В передаче Ю.Н. Давыдова толстовская концепция любви, раздвигающей границы жизни, преодолевающей смерть, кажется неоспоримой. Действительно, нравственное и шире — социальное — значение любви Толстым раскрыто очень хорошо. У писателя есть также определенное понимание любви как деятельности, творящей жизнь. Не случайно в “Смерти Ивана Ильича” свою концепцию любви он “обыгрывает” на примере любви героя рассказа к жене и сыну, которая отнюдь не сводится к абстрактным чувствам симпатии, приязни. Да иначе и не могло быть. В противном случае мы имели бы еще одну худосочную теорию-проповедь любви вообще, абстрактной любви к человечеству. Толстой, как писатель-реалист, склонен был понимать любовь именно как любовь-деятельность, воспроизводящую, творящую жизнь.
Тем не менее толстовская концепция любви имеет ряд серьезных недостатков. Во-первых, упрек Толстому может быть сделан в том плане, что в любви на первый план он выдвигал духовную, нравственную, психологическую сторону и недооценивал и даже игнорировал физическую сторону. Вследствие этого он постоянно “сбивался” с понимания любви как деятельности на ее понимание как чувства. Отсюда и толстовское преодоление смерти в любви кажется эфемерным, чисто психологическим. Ведь на самом деле преодоление смерти в любви — это гигантский жизненный процесс, это труд воспроизводства жизни, продолжения жизни в потомстве, а не просто сознание или чувство того, что смерти нет. Чтобы смерти не было, надо работать, трудиться, действовать, деятельно любить. Одних переживаний, чувств, одного изменения сознания мало для того, чтобы по-настоящему преодолеть смерть, преодолеть ограниченность отдельной, индивидуальной жизни.
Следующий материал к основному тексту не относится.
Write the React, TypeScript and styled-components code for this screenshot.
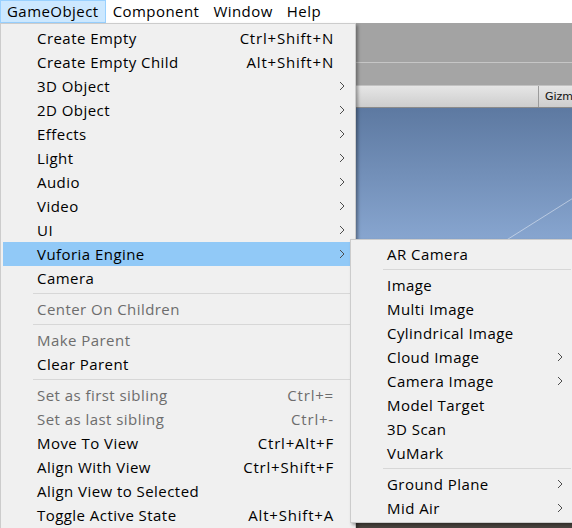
import React from "react";
import styled, { createGlobalStyle } from "styled-components";

const Global = createGlobalStyle`
  html, body { margin: 0; padding: 0; background: #ffffff; overflow: hidden; }
  body { font-family: "Open Sans", "Noto Sans", sans-serif; }
`;

const Page = styled.div`
  position: relative;
  width: 572px;
  height: 528px;
  overflow: hidden;
`;

const Stage = styled.div`
  width: 640px;
  display: flex;
  flex-direction: column;
`;

const MenuBar = styled.div`
  height: 23px;
  display: flex;
  align-items: stretch;
  background: #ffffff;
  font-size: 15px;
  letter-spacing: 0.45px;
  color: #000;
`;

const BarItem = styled.div<{ $open?: boolean }>`
  padding: 0 6px;
  border: 1px solid ${(p) => (p.$open ? "#99d1ff" : "transparent")};
  background: ${(p) => (p.$open ? "#cce8ff" : "transparent")};
  line-height: 20px;
  white-space: nowrap;
`;

const Toolbar = styled.div`
  height: 39px;
  background: #a3a3a3;
  border-bottom: 1px solid #c6c6c6;
`;

const SubToolbar = styled.div`
  height: 22px;
  background: #a5a5a5;
  border-bottom: 1px solid #c2c2c2;
`;

const SceneBar = styled.div`
  height: 21px;
  display: grid;
  grid-template-columns: 538px auto;
  background: linear-gradient(#e6e6e6, #cdcdcd);
  border-bottom: 1px solid #8a8a8a;
`;

const GizmoButton = styled.div`
  border-left: 1px solid #9b9b9b;
  padding-left: 6px;
  font-family: "DejaVu Sans", sans-serif;
  font-size: 11px;
  line-height: 21px;
  color: #111;
  white-space: nowrap;
`;

const Scene = styled.div`
  position: relative;
  height: 415px;
  background: linear-gradient(#5d79a1 0px, #88a6d0 133px, #9fb8da 415px);
  overflow: hidden;
`;

const GridLines = styled.svg`
  position: absolute;
  inset: 0;
`;

const BottomPanel = styled.div`
  height: 40px;
  background: #4a453f;
`;

const Menu = styled.div<{ $left: number; $top: number; $width: number }>`
  position: absolute;
  left: ${(p) => p.$left}px;
  top: ${(p) => p.$top}px;
  width: ${(p) => p.$width}px;
  box-sizing: border-box;
  padding: 2px;
  background: #f0f0f0;
  border: 1px solid #cccccc;
  box-shadow: 2px 2px 3px rgba(0, 0, 0, 0.35);
  font-size: 15px;
  letter-spacing: 0.45px;
`;

const Row = styled.div<{ $active?: boolean; $disabled?: boolean }>`
  height: 24px;
  display: grid;
  grid-template-columns: 1fr auto 19px;
  align-items: center;
  padding-left: 34px;
  line-height: 24px;
  white-space: nowrap;
  background: ${(p) => (p.$active ? "#91c9f7" : "transparent")};
  color: ${(p) => (p.$disabled ? "#6d6d6d" : "#000000")};
`;

const Shortcut = styled.span`
  text-align: right;
  letter-spacing: 0.8px;
`;

const ArrowCell = styled.span`
  display: flex;
  align-items: center;
  padding-left: 5px;
`;

const Separator = styled.div`
  height: 7px;
  display: flex;
  align-items: center;
  padding-left: 30px;
  &::after {
    content: "";
    flex: 1;
    height: 1px;
    background: #d7d7d7;
  }
`;

type Item =
  | { sep: true }
  | {
      sep?: false;
      label: string;
      sc?: string;
      sub?: boolean;
      disabled?: boolean;
      active?: boolean;
    };

const mainItems: Item[] = [
  { label: "Create Empty", sc: "Ctrl+Shift+N" },
  { label: "Create Empty Child", sc: "Alt+Shift+N" },
  { label: "3D Object", sub: true },
  { label: "2D Object", sub: true },
  { label: "Effects", sub: true },
  { label: "Light", sub: true },
  { label: "Audio", sub: true },
  { label: "Video", sub: true },
  { label: "UI", sub: true },
  { label: "Vuforia Engine", sub: true, active: true },
  { label: "Camera" },
  { sep: true },
  { label: "Center On Children", disabled: true },
  { sep: true },
  { label: "Make Parent", disabled: true },
  { label: "Clear Parent" },
  { sep: true },
  { label: "Set as first sibling", sc: "Ctrl+=", disabled: true },
  { label: "Set as last sibling", sc: "Ctrl+-", disabled: true },
  { label: "Move To View", sc: "Ctrl+Alt+F" },
  { label: "Align With View", sc: "Ctrl+Shift+F" },
  { label: "Align View to Selected" },
  { label: "Toggle Active State", sc: "Alt+Shift+A" },
];

const subItems: Item[] = [
  { label: "AR Camera" },
  { sep: true },
  { label: "Image" },
  { label: "Multi Image" },
  { label: "Cylindrical Image" },
  { label: "Cloud Image", sub: true },
  { label: "Camera Image", sub: true },
  { label: "Model Target" },
  { label: "3D Scan" },
  { label: "VuMark" },
  { sep: true },
  { label: "Ground Plane", sub: true },
  { label: "Mid Air", sub: true },
];

const Chevron = () => (
  <svg width="6" height="10" viewBox="0 0 6 10">
    <path d="M1 1 L5 5 L1 9" fill="none" stroke="#4d4d4d" strokeWidth="1" />
  </svg>
);

const MenuList = ({ items }: { items: Item[] }) => (
  <>
    {items.map((it, i) =>
      it.sep ? (
        <Separator key={i} />
      ) : (
        <Row key={i} $active={it.active} $disabled={it.disabled}>
          <span>{it.label}</span>
          <Shortcut>{it.sc ?? ""}</Shortcut>
          <ArrowCell>{it.sub ? <Chevron /> : null}</ArrowCell>
        </Row>
      )
    )}
  </>
);

export default function App() {
  return (
    <Page>
      <Global />
      <Stage>
        <MenuBar>
          <BarItem $open>GameObject</BarItem>
          <BarItem>Component</BarItem>
          <BarItem>Window</BarItem>
          <BarItem>Help</BarItem>
        </MenuBar>
        <Toolbar />
        <SubToolbar />
        <SceneBar>
          <span />
          <GizmoButton>Gizm</GizmoButton>
        </SceneBar>
        <Scene>
          <GridLines width="640" height="415" viewBox="0 0 640 415">
            <line x1="300" y1="262" x2="640" y2="48" stroke="rgba(255,255,255,0.45)" strokeWidth="1" />
            <line x1="420" y1="262" x2="640" y2="112" stroke="rgba(255,255,255,0.45)" strokeWidth="1" />
          </GridLines>
        </Scene>
        <BottomPanel />
      </Stage>
      <Menu $left={0} $top={23} $width={356}>
        <MenuList items={mainItems} />
      </Menu>
      <Menu $left={350} $top={239} $width={224}>
        <MenuList items={subItems} />
      </Menu>
    </Page>
  );
}
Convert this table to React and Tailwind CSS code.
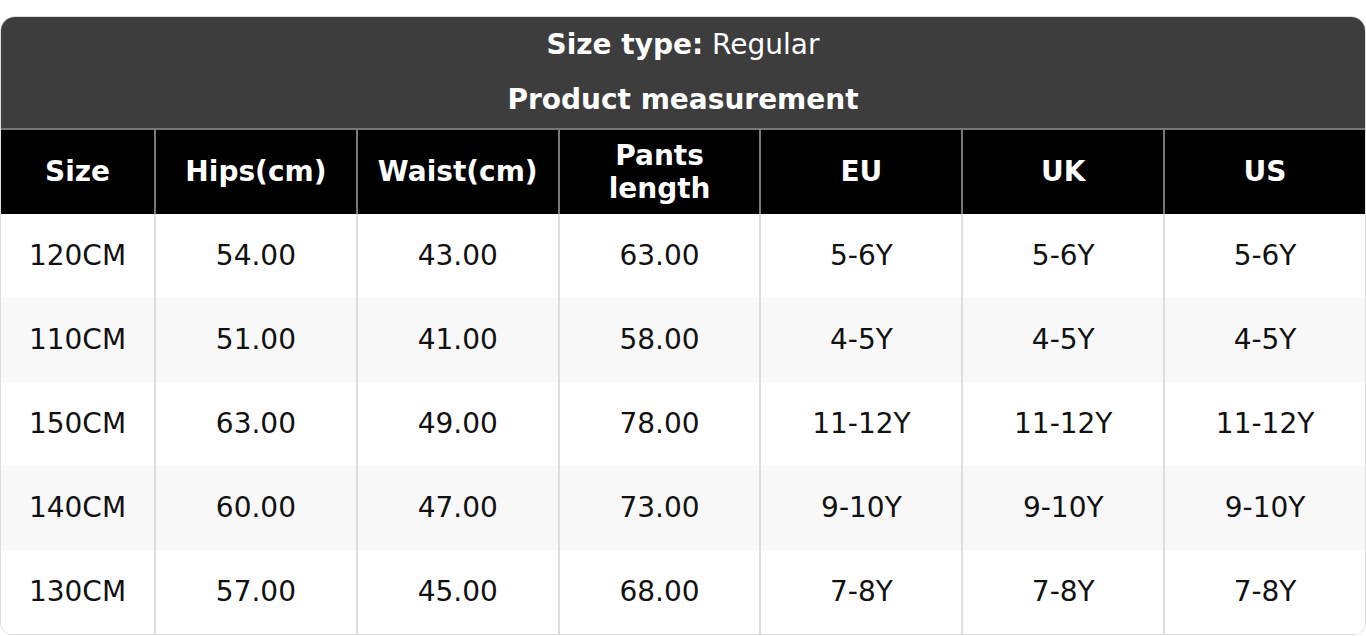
import React from "react";

const headers = ["Size", "Hips(cm)", "Waist(cm)", "Pants length", "EU", "UK", "US"];

const rows = [
  ["120CM", "54.00", "43.00", "63.00", "5-6Y", "5-6Y", "5-6Y"],
  ["110CM", "51.00", "41.00", "58.00", "4-5Y", "4-5Y", "4-5Y"],
  ["150CM", "63.00", "49.00", "78.00", "11-12Y", "11-12Y", "11-12Y"],
  ["140CM", "60.00", "47.00", "73.00", "9-10Y", "9-10Y", "9-10Y"],
  ["130CM", "57.00", "45.00", "68.00", "7-8Y", "7-8Y", "7-8Y"],
];

const SizeChart = () => {
  return (
    <div className="pt-4 bg-white font-['DejaVu_Sans',sans-serif]">
      <div className="rounded-t-[15px] rounded-b-[12px] overflow-hidden border border-[#dddddd]">
        {/* Title */}
        <div className="bg-[#3d3d3d] text-white text-[28px] text-center h-[113px] flex flex-col border-b-2 border-[#777777]">
          <div className="h-[55px] flex items-center justify-center">
            <span>
              <b>Size type:</b> Regular
            </span>
          </div>
          <div className="h-[56px] flex items-center justify-center font-bold">
            Product measurement
          </div>
        </div>

        {/* Header row */}
        <div className="grid grid-cols-[153px_repeat(6,1fr)] bg-black text-white font-bold text-[28px] leading-[1.18]">
          {headers.map((h, i) => (
            <div
              key={h}
              className={`h-[84px] flex items-center justify-center text-center px-2 ${
                i > 0 ? "border-l-2 border-[#777777]" : ""
              }`}
            >
              {h === "Pants length" ? (
                <span>
                  Pants
                  <br />
                  length
                </span>
              ) : (
                h
              )}
            </div>
          ))}
        </div>

        {/* Body rows */}
        {rows.map((r, ri) => (
          <div
            key={ri}
            className={`grid grid-cols-[153px_repeat(6,1fr)] text-[28px] text-[#111111] ${
              ri % 2 === 1 ? "bg-[#f8f8f8]" : "bg-white"
            }`}
          >
            {r.map((c, ci) => (
              <div
                key={ci}
                className={`h-[84px] flex items-center justify-center ${
                  ci > 0 ? "border-l-2 border-[#dddddd]" : ""
                }`}
              >
                {c}
              </div>
            ))}
          </div>
        ))}
      </div>
    </div>
  );
};

export default function App() {
  return <SizeChart />;
}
Второй упрек Толстому: он некоторым образом абсолютизировал любовь, чрезмерно расширил ее границы, поставив в центр жизни. На самом деле кроме любви к “другим” есть еще и борьба с “другими”. Это не обязательно война на уничтожение. Это может быть честное соревнование, здоровая конкуренция. Это может быть борьба нового со старым, передового с отживающим. Это, наконец, может быть борьба со злом, с носителями зла. Такая борьба с “другими” не менее значима для жизни, чем любовь к “другим”. Любовь — лишь один полюс жизни. Другой ее полюс — борьба.